──────── DATA BLOCK
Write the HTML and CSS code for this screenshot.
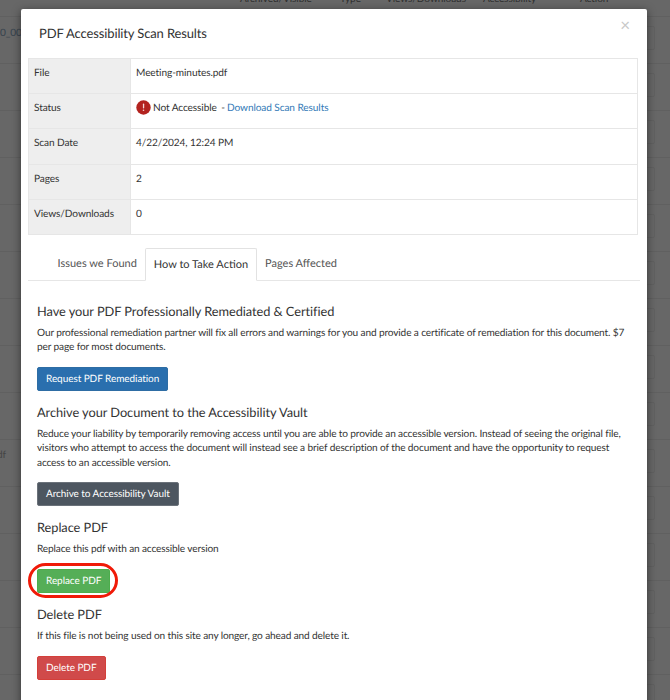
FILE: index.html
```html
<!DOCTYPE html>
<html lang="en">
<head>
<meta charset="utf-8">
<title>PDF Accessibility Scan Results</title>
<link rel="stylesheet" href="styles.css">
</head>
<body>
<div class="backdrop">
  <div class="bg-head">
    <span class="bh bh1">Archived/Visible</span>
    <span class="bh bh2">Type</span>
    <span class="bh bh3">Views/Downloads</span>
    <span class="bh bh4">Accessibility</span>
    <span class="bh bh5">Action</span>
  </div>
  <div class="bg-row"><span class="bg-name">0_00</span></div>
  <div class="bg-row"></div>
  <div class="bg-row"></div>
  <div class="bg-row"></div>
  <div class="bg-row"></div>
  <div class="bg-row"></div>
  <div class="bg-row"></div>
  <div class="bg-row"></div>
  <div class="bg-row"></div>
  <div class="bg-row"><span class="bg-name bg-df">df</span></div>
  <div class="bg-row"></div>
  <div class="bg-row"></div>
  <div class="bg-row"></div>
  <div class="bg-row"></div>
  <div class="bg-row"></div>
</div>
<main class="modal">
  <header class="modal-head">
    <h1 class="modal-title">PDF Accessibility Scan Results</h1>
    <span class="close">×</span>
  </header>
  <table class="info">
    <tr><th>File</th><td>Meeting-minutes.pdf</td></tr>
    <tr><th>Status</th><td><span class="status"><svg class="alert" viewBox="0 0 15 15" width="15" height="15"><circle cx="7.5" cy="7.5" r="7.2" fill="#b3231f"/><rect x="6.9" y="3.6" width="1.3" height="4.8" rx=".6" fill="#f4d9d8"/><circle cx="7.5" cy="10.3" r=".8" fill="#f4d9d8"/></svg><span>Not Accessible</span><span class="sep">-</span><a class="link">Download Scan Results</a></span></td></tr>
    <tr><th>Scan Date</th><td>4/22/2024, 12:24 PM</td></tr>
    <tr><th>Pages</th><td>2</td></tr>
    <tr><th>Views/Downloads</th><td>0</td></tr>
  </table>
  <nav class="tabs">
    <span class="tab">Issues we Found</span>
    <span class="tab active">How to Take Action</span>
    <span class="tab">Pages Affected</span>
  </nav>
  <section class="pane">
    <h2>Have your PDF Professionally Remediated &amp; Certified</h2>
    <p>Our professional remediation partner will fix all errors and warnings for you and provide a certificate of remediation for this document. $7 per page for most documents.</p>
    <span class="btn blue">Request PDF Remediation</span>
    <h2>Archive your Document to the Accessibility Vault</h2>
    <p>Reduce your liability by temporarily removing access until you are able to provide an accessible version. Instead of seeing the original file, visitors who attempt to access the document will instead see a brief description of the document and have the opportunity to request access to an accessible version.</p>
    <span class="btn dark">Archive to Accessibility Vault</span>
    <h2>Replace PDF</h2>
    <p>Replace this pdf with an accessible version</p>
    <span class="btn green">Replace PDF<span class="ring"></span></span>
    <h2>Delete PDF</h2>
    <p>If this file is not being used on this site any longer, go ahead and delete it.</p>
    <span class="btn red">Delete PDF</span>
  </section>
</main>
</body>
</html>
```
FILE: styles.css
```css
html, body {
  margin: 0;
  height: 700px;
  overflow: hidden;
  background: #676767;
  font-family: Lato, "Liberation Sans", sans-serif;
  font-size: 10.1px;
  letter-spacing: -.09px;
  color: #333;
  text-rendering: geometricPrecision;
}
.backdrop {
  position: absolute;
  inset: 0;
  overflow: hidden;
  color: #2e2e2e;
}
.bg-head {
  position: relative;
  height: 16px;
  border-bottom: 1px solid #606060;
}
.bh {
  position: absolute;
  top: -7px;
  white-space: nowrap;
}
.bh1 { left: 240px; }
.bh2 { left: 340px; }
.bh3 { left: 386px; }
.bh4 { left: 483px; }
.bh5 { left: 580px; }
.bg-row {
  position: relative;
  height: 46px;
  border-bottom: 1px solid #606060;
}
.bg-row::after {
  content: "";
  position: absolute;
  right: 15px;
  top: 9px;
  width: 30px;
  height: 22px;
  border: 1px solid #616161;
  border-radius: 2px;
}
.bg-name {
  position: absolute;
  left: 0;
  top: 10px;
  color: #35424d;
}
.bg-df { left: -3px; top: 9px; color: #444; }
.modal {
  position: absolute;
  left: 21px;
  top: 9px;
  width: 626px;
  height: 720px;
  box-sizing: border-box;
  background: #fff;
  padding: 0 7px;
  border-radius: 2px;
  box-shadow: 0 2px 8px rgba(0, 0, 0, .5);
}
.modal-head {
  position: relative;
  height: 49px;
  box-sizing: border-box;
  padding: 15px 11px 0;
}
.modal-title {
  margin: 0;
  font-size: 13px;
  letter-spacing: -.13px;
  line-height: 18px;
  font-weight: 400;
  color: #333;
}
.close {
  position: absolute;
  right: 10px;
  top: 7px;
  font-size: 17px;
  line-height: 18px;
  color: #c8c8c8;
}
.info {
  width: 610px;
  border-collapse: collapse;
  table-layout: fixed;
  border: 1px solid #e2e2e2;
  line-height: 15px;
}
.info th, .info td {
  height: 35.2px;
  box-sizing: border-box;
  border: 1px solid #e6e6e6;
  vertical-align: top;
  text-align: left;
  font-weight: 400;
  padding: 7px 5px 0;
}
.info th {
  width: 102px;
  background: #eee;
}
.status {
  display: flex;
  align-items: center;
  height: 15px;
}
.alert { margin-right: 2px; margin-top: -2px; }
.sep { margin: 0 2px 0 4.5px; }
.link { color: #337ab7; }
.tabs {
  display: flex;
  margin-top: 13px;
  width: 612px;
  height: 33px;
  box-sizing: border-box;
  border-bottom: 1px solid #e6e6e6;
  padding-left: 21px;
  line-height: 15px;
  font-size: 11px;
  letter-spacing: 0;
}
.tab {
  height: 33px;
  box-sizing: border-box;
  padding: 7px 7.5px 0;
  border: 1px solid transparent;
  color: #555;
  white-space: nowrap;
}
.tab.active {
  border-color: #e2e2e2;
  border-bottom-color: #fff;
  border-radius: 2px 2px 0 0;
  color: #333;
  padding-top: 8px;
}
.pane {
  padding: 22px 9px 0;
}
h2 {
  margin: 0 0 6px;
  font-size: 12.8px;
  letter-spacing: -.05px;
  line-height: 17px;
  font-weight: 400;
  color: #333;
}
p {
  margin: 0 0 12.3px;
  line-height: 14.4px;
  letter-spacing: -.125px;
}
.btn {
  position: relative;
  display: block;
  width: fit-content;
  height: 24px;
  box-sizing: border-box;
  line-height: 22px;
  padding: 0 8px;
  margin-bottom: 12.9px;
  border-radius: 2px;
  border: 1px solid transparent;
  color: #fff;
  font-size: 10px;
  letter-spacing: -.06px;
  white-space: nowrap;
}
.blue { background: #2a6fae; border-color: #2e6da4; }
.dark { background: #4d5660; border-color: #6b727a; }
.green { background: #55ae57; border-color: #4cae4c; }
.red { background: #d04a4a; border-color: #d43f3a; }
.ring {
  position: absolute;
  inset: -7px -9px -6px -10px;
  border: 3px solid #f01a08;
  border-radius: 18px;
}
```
────────────────
Repeat all the data as it stands, dropping any images it holds.

TASK ANSWER =>
Write the HTML and CSS code for this screenshot.
FILE: index.html
```html
<!DOCTYPE html>
<html lang="en">
<head>
<meta charset="utf-8">
<title>PDF Accessibility Scan Results</title>
<link rel="stylesheet" href="styles.css">
</head>
<body>
<div class="backdrop">
  <div class="bg-head">
    <span class="bh bh1">Archived/Visible</span>
    <span class="bh bh2">Type</span>
    <span class="bh bh3">Views/Downloads</span>
    <span class="bh bh4">Accessibility</span>
    <span class="bh bh5">Action</span>
  </div>
  <div class="bg-row"><span class="bg-name">0_00</span></div>
  <div class="bg-row"></div>
  <div class="bg-row"></div>
  <div class="bg-row"></div>
  <div class="bg-row"></div>
  <div class="bg-row"></div>
  <div class="bg-row"></div>
  <div class="bg-row"></div>
  <div class="bg-row"></div>
  <div class="bg-row"><span class="bg-name bg-df">df</span></div>
  <div class="bg-row"></div>
  <div class="bg-row"></div>
  <div class="bg-row"></div>
  <div class="bg-row"></div>
  <div class="bg-row"></div>
</div>
<main class="modal">
  <header class="modal-head">
    <h1 class="modal-title">PDF Accessibility Scan Results</h1>
    <span class="close">×</span>
  </header>
  <table class="info">
    <tr><th>File</th><td>Meeting-minutes.pdf</td></tr>
    <tr><th>Status</th><td><span class="status"><svg class="alert" viewBox="0 0 15 15" width="15" height="15"><circle cx="7.5" cy="7.5" r="7.2" fill="#b3231f"/><rect x="6.9" y="3.6" width="1.3" height="4.8" rx=".6" fill="#f4d9d8"/><circle cx="7.5" cy="10.3" r=".8" fill="#f4d9d8"/></svg><span>Not Accessible</span><span class="sep">-</span><a class="link">Download Scan Results</a></span></td></tr>
    <tr><th>Scan Date</th><td>4/22/2024, 12:24 PM</td></tr>
    <tr><th>Pages</th><td>2</td></tr>
    <tr><th>Views/Downloads</th><td>0</td></tr>
  </table>
  <nav class="tabs">
    <span class="tab">Issues we Found</span>
    <span class="tab active">How to Take Action</span>
    <span class="tab">Pages Affected</span>
  </nav>
  <section class="pane">
    <h2>Have your PDF Professionally Remediated &amp; Certified</h2>
    <p>Our professional remediation partner will fix all errors and warnings for you and provide a certificate of remediation for this document. $7 per page for most documents.</p>
    <span class="btn blue">Request PDF Remediation</span>
    <h2>Archive your Document to the Accessibility Vault</h2>
    <p>Reduce your liability by temporarily removing access until you are able to provide an accessible version. Instead of seeing the original file, visitors who attempt to access the document will instead see a brief description of the document and have the opportunity to request access to an accessible version.</p>
    <span class="btn dark">Archive to Accessibility Vault</span>
    <h2>Replace PDF</h2>
    <p>Replace this pdf with an accessible version</p>
    <span class="btn green">Replace PDF<span class="ring"></span></span>
    <h2>Delete PDF</h2>
    <p>If this file is not being used on this site any longer, go ahead and delete it.</p>
    <span class="btn red">Delete PDF</span>
  </section>
</main>
</body>
</html>
```
FILE: styles.css
```css
html, body {
  margin: 0;
  height: 700px;
  overflow: hidden;
  background: #676767;
  font-family: Lato, "Liberation Sans", sans-serif;
  font-size: 10.1px;
  letter-spacing: -.09px;
  color: #333;
  text-rendering: geometricPrecision;
}
.backdrop {
  position: absolute;
  inset: 0;
  overflow: hidden;
  color: #2e2e2e;
}
.bg-head {
  position: relative;
  height: 16px;
  border-bottom: 1px solid #606060;
}
.bh {
  position: absolute;
  top: -7px;
  white-space: nowrap;
}
.bh1 { left: 240px; }
.bh2 { left: 340px; }
.bh3 { left: 386px; }
.bh4 { left: 483px; }
.bh5 { left: 580px; }
.bg-row {
  position: relative;
  height: 46px;
  border-bottom: 1px solid #606060;
}
.bg-row::after {
  content: "";
  position: absolute;
  right: 15px;
  top: 9px;
  width: 30px;
  height: 22px;
  border: 1px solid #616161;
  border-radius: 2px;
}
.bg-name {
  position: absolute;
  left: 0;
  top: 10px;
  color: #35424d;
}
.bg-df { left: -3px; top: 9px; color: #444; }
.modal {
  position: absolute;
  left: 21px;
  top: 9px;
  width: 626px;
  height: 720px;
  box-sizing: border-box;
  background: #fff;
  padding: 0 7px;
  border-radius: 2px;
  box-shadow: 0 2px 8px rgba(0, 0, 0, .5);
}
.modal-head {
  position: relative;
  height: 49px;
  box-sizing: border-box;
  padding: 15px 11px 0;
}
.modal-title {
  margin: 0;
  font-size: 13px;
  letter-spacing: -.13px;
  line-height: 18px;
  font-weight: 400;
  color: #333;
}
.close {
  position: absolute;
  right: 10px;
  top: 7px;
  font-size: 17px;
  line-height: 18px;
  color: #c8c8c8;
}
.info {
  width: 610px;
  border-collapse: collapse;
  table-layout: fixed;
  border: 1px solid #e2e2e2;
  line-height: 15px;
}
.info th, .info td {
  height: 35.2px;
  box-sizing: border-box;
  border: 1px solid #e6e6e6;
  vertical-align: top;
  text-align: left;
  font-weight: 400;
  padding: 7px 5px 0;
}
.info th {
  width: 102px;
  background: #eee;
}
.status {
  display: flex;
  align-items: center;
  height: 15px;
}
.alert { margin-right: 2px; margin-top: -2px; }
.sep { margin: 0 2px 0 4.5px; }
.link { color: #337ab7; }
.tabs {
  display: flex;
  margin-top: 13px;
  width: 612px;
  height: 33px;
  box-sizing: border-box;
  border-bottom: 1px solid #e6e6e6;
  padding-left: 21px;
  line-height: 15px;
  font-size: 11px;
  letter-spacing: 0;
}
.tab {
  height: 33px;
  box-sizing: border-box;
  padding: 7px 7.5px 0;
  border: 1px solid transparent;
  color: #555;
  white-space: nowrap;
}
.tab.active {
  border-color: #e2e2e2;
  border-bottom-color: #fff;
  border-radius: 2px 2px 0 0;
  color: #333;
  padding-top: 8px;
}
.pane {
  padding: 22px 9px 0;
}
h2 {
  margin: 0 0 6px;
  font-size: 12.8px;
  letter-spacing: -.05px;
  line-height: 17px;
  font-weight: 400;
  color: #333;
}
p {
  margin: 0 0 12.3px;
  line-height: 14.4px;
  letter-spacing: -.125px;
}
.btn {
  position: relative;
  display: block;
  width: fit-content;
  height: 24px;
  box-sizing: border-box;
  line-height: 22px;
  padding: 0 8px;
  margin-bottom: 12.9px;
  border-radius: 2px;
  border: 1px solid transparent;
  color: #fff;
  font-size: 10px;
  letter-spacing: -.06px;
  white-space: nowrap;
}
.blue { background: #2a6fae; border-color: #2e6da4; }
.dark { background: #4d5660; border-color: #6b727a; }
.green { background: #55ae57; border-color: #4cae4c; }
.red { background: #d04a4a; border-color: #d43f3a; }
.ring {
  position: absolute;
  inset: -7px -9px -6px -10px;
  border: 3px solid #f01a08;
  border-radius: 18px;
}
```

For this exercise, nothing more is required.